Moreover, despite the C#minor language that Verasco targets having a more complicated control flow, (e.g. exit, goto and return statements), Verasco’s architecture takes care of this in the second stage of analysis, simplifying these operators to joins and widenings both of which are specified for octagons. Nevertheless, the constraints represented by octagons are limited to only two variables without any coefficients. This would require the application of heuristics to implement more complex expressions, without the loss of too much precision.

We have therefore seen that adding octagons to Verasco’s numerical analyses can be achieved by providing a direct implementation of Miné’s system, modulo heuristics to deal with complex expressions. In fact, the modular nature of Verasco allows us to use results from other abstract domains such as numerical intervals to simplify the implementation. However, we must implement the proofs of soundness for operators on DBMs to ensure Verasco’s soundedness.

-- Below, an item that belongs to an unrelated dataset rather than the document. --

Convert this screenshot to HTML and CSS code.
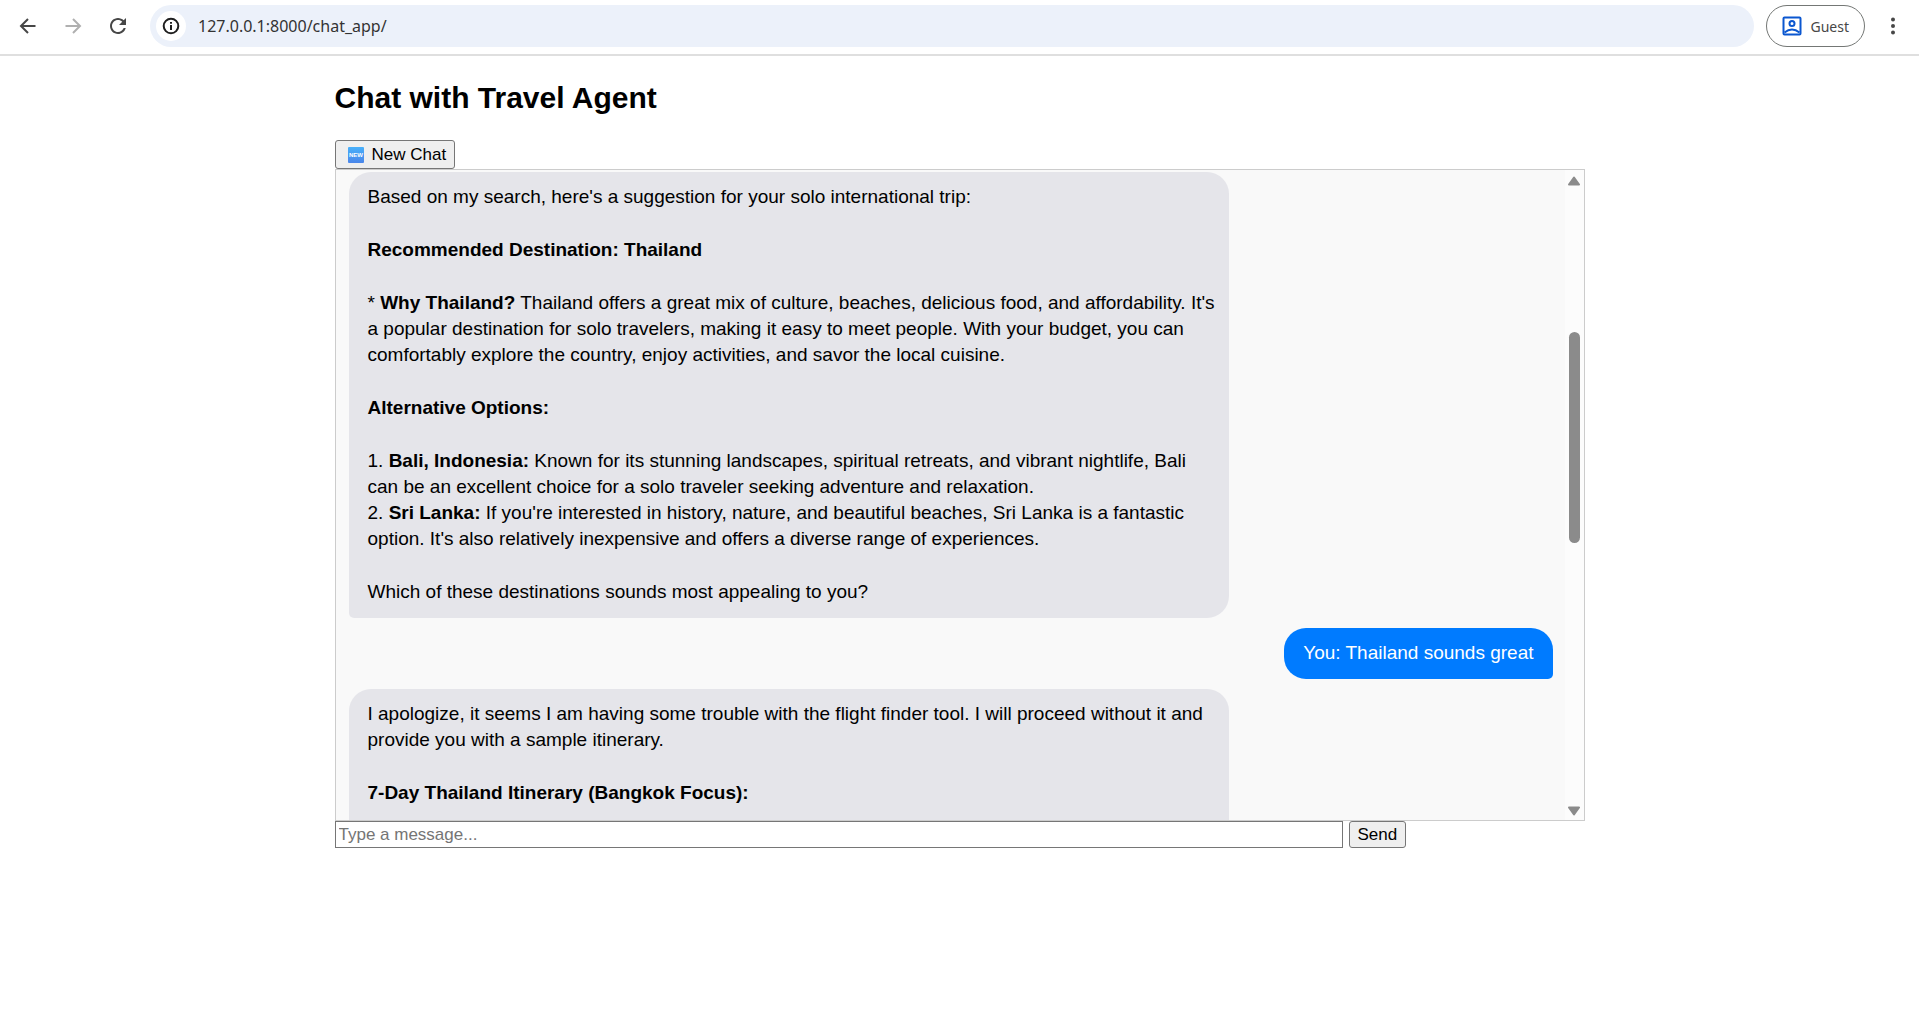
FILE: index.html
```html
<!DOCTYPE html>
<html lang="en">
<head>
<meta charset="utf-8">
<title>Chat with Travel Agent</title>
<link rel="stylesheet" href="styles.css">
</head>
<body>
<header class="toolbar">
  <nav class="nav-buttons" aria-label="Browser navigation">
    <button class="icon-button" type="button" aria-label="Back">
      <svg viewBox="0 0 20 20" width="20" height="20"><path d="M17.500 10H3.500M10 3L3 10L10 17" /></svg>
    </button>
    <button class="icon-button is-disabled" type="button" aria-label="Forward">
      <svg viewBox="0 0 20 20" width="20" height="20"><path d="M2.500 10H16.500M10 3L17 10L10 17" /></svg>
    </button>
    <button class="icon-button reload" type="button" aria-label="Reload">
      <svg viewBox="2 2 20 20" width="20" height="20"><path d="M17.650 6.350C16.200 4.900 14.210 4 12 4c-4.420 0-7.990 3.580-7.990 8s3.570 8 7.990 8c3.730 0 6.840-2.550 7.730-6h-2.080c-.82 2.330-3.040 4-5.650 4-3.310 0-6-2.690-6-6s2.690-6 6-6c1.660 0 3.140.69 4.220 1.780L13 11h7V4l-2.350 2.350z" /></svg>
    </button>
  </nav>
  <div class="address-bar">
    <button class="site-info" type="button" aria-label="Site information">
      <svg viewBox="0 0 18 18" width="18" height="18"><circle cx="9" cy="9" r="7.300" /><path d="M9 8V13M9 5V6.800" /></svg>
    </button>
    <input class="address" type="text" value="127.0.0.1:8000/chat_app/" aria-label="Address">
  </div>
  <button class="profile" type="button">
    <svg viewBox="0 0 20 20" width="20" height="20"><rect x="1.500" y="1.500" width="17" height="17" rx="1" /><circle cx="10" cy="7.500" r="2.500" /><path d="M2.500 16.500Q10 10.500 17.500 16.500" /></svg>
    <span>Guest</span>
  </button>
  <button class="icon-button menu" type="button" aria-label="Menu">
    <svg viewBox="0 0 20 20" width="20" height="20"><circle cx="10" cy="3.500" r="2" /><circle cx="10" cy="10" r="2" /><circle cx="10" cy="16.500" r="2" /></svg>
  </button>
</header>

<main class="page">
  <h2 class="title">Chat with Travel Agent</h2>
  <button class="button new-chat" type="button">
    <svg viewBox="0 0 16 16" width="16" height="16" aria-hidden="true">
      <defs><linearGradient id="badge" x1="0" y1="0" x2="0" y2="1"><stop offset="0" stop-color="#48b0fa" /><stop offset="1" stop-color="#4a86ea" /></linearGradient></defs>
      <rect width="16" height="16" rx="1" fill="url(#badge)" />
      <text class="badge-text" x="8" y="10" text-anchor="middle">NEW</text>
    </svg>
    New Chat
  </button>

  <section class="chat" aria-label="Conversation">
    <div class="messages">
      <article class="bubble agent">
        <p>Based on my search, here's a suggestion for your solo international trip:</p>
        <p><strong>Recommended Destination: Thailand</strong></p>
        <p>* <strong>Why Thailand?</strong> Thailand offers a great mix of culture, beaches, delicious food, and affordability. It's a popular destination for solo travelers, making it easy to meet people. With your budget, you can comfortably explore the country, enjoy activities, and savor the local cuisine.</p>
        <p><strong>Alternative Options:</strong></p>
        <p>1. <strong>Bali, Indonesia:</strong> Known for its stunning landscapes, spiritual retreats, and vibrant nightlife, Bali can be an excellent choice for a solo traveler seeking adventure and relaxation.<br>
        2. <strong>Sri Lanka:</strong> If you're interested in history, nature, and beautiful beaches, Sri Lanka is a fantastic option. It's also relatively inexpensive and offers a diverse range of experiences.</p>
        <p>Which of these destinations sounds most appealing to you?</p>
      </article>
      <article class="bubble user"><p>You: Thailand sounds great</p></article>
      <article class="bubble agent continued">
        <p>I apologize, it seems I am having some trouble with the flight finder tool. I will proceed without it and provide you with a sample itinerary.</p>
        <p><strong>7-Day Thailand Itinerary (Bangkok Focus):</strong></p>
      </article>
    </div>
    <div class="scrollbar" aria-hidden="true">
      <svg viewBox="0 0 12 10" width="12" height="10"><path d="M6 1.500L11 8.500H1Z" /></svg>
      <div class="track"><div class="thumb"></div></div>
      <svg viewBox="0 0 12 10" width="12" height="10"><path d="M6 8.500L11 1.500H1Z" /></svg>
    </div>
  </section>

  <form class="composer">
    <input class="message-input" type="text" placeholder="Type a message..." aria-label="Message">
    <button class="button" type="button">Send</button>
  </form>
</main>
</body>
</html>
```
FILE: styles.css
```css
* {
  box-sizing: border-box;
}

body {
  margin: 0;
  background: #fff;
  color: #000;
  font-family: "Liberation Sans", Arial, sans-serif;
}

button,
input {
  font-family: inherit;
}

/* Browser toolbar */
.toolbar {
  display: flex;
  align-items: center;
  height: 56px;
  padding: 0 16px 2px 18px;
  border-bottom: 2px solid #dfdfdf;
}

.nav-buttons {
  display: flex;
  gap: 23px;
  margin-right: 20px;
}

.icon-button {
  display: flex;
  padding: 0;
  border: 0;
  background: none;
}

.icon-button svg {
  fill: none;
  stroke: #474747;
  stroke-width: 2;
}

.nav-buttons .icon-button {
  width: 22px;
}

.icon-button.is-disabled svg {
  stroke: #b0b0b0;
}

.menu svg,
.reload svg {
  fill: #474747;
  stroke: none;
}

.address-bar {
  display: flex;
  flex: 1;
  align-items: center;
  gap: 12px;
  height: 42px;
  padding: 0 6px;
  border-radius: 21px;
  background: #ecf1fa;
}

.site-info {
  display: flex;
  align-items: center;
  justify-content: center;
  width: 30px;
  height: 30px;
  padding: 0;
  border: 0;
  border-radius: 50%;
  background: #fff;
}

.site-info svg {
  fill: none;
  stroke: #1f1f1f;
  stroke-width: 2;
}

.address {
  flex: 1;
  border: 0;
  padding: 0;
  background: none;
  color: #333;
  font-family: "Noto Sans", sans-serif;
  font-size: 16px;
}

.profile {
  display: flex;
  align-items: center;
  gap: 9px;
  height: 42px;
  margin: 0 18px 0 12px;
  padding: 0 15px;
  border: 1px solid #747775;
  border-radius: 21px;
  background: #fff;
  color: #474747;
  font-family: "Noto Sans", sans-serif;
  font-size: 14px;
}

.profile svg {
  fill: none;
  stroke: #0b57d0;
  stroke-width: 2;
}

/* Chat page */
.page {
  width: 1250px;
  max-width: 100%;
  margin: 0 auto;
  padding-top: 25px;
}

.title {
  margin: 0 0 25px;
  font-size: 30px;
  line-height: 34px;
}

.button {
  height: 29px;
  padding: 0 8px;
  border: 1px solid #767676;
  border-radius: 3px;
  background: #efefef;
  color: #000;
  font-size: 17px;
}

.new-chat {
  display: flex;
  align-items: center;
  gap: 8px;
  padding-left: 12px;
}

.badge-text {
  fill: #fff;
  font-size: 6px;
  font-weight: bold;
}

.chat {
  display: flex;
  height: 652px;
  border: 1px solid #ccc;
  background: #f9f9f9;
  overflow: hidden;
}

.messages {
  display: flex;
  flex: 1;
  flex-direction: column;
  gap: 10px;
  padding: 2px 12px 0 13px;
  overflow: hidden;
}

.bubble {
  display: flex;
  flex-direction: column;
  flex-shrink: 0;
  gap: 27px;
  max-width: 880px;
  padding: 12px 19px 13px;
  border-radius: 22px;
  font-size: 19px;
  line-height: 26px;
}

.bubble p {
  margin: 0;
}

.agent {
  align-self: flex-start;
  padding-right: 12px;
  border-bottom-left-radius: 5px;
  background: #e5e5ea;
}

/* The reply runs on below the visible part of the conversation */
.continued {
  flex-grow: 1;
  width: 880px;
  border-bottom-left-radius: 0;
  border-bottom-right-radius: 0;
}

.user {
  align-self: flex-end;
  border-bottom-right-radius: 5px;
  background: #007bff;
  color: #fff;
}

.scrollbar {
  display: flex;
  flex-direction: column;
  align-items: center;
  width: 19px;
  padding: 6px 0 4px;
  background: #fcfcfc;
}

.scrollbar svg {
  fill: #8b8b8b;
  stroke: #8b8b8b;
  stroke-width: 2;
  stroke-linejoin: round;
}

.track {
  display: grid;
  flex: 1;
  grid-template-rows: 146fr 211fr 263fr;
}

.thumb {
  grid-row: 2;
  width: 11px;
  border-radius: 6px;
  background: #8b8b8b;
}

.composer {
  display: flex;
  gap: 6px;
}

.composer .button {
  height: 27px;
}

.message-input {
  box-sizing: content-box;
  width: 80%;
  height: 21px;
  padding: 2px 3px;
  border: 1px solid #767676;
  font-size: 17px;
}

.message-input::placeholder {
  color: #757575;
}
```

Miné shows that the precision provided by octagons are sufficient for complex out-of-bounds array analysis, while keeping worst case cost at \(\mathcal O(N^3)\) for each arithmetic operator. They believe that octagons can further be applied to various analyses such as pointer and string cleanness analysis. Verasco provides the infrastructure to do so, allowing many abstract domains to be applied to the same program and thus perform these such static analyses. However, as described in Jourdan, et al.’s paper, the use of the polyhedra abstract domain poses a significant slowdown on the analysis of even small-scale programs. By implementing octagons in Verasco, we should see an asymptotic speedup that will allow for larger programs to be analyzed by Verasco. Such an implementation should be straightforward once proofs of soundness for the operations on DBMs are devised.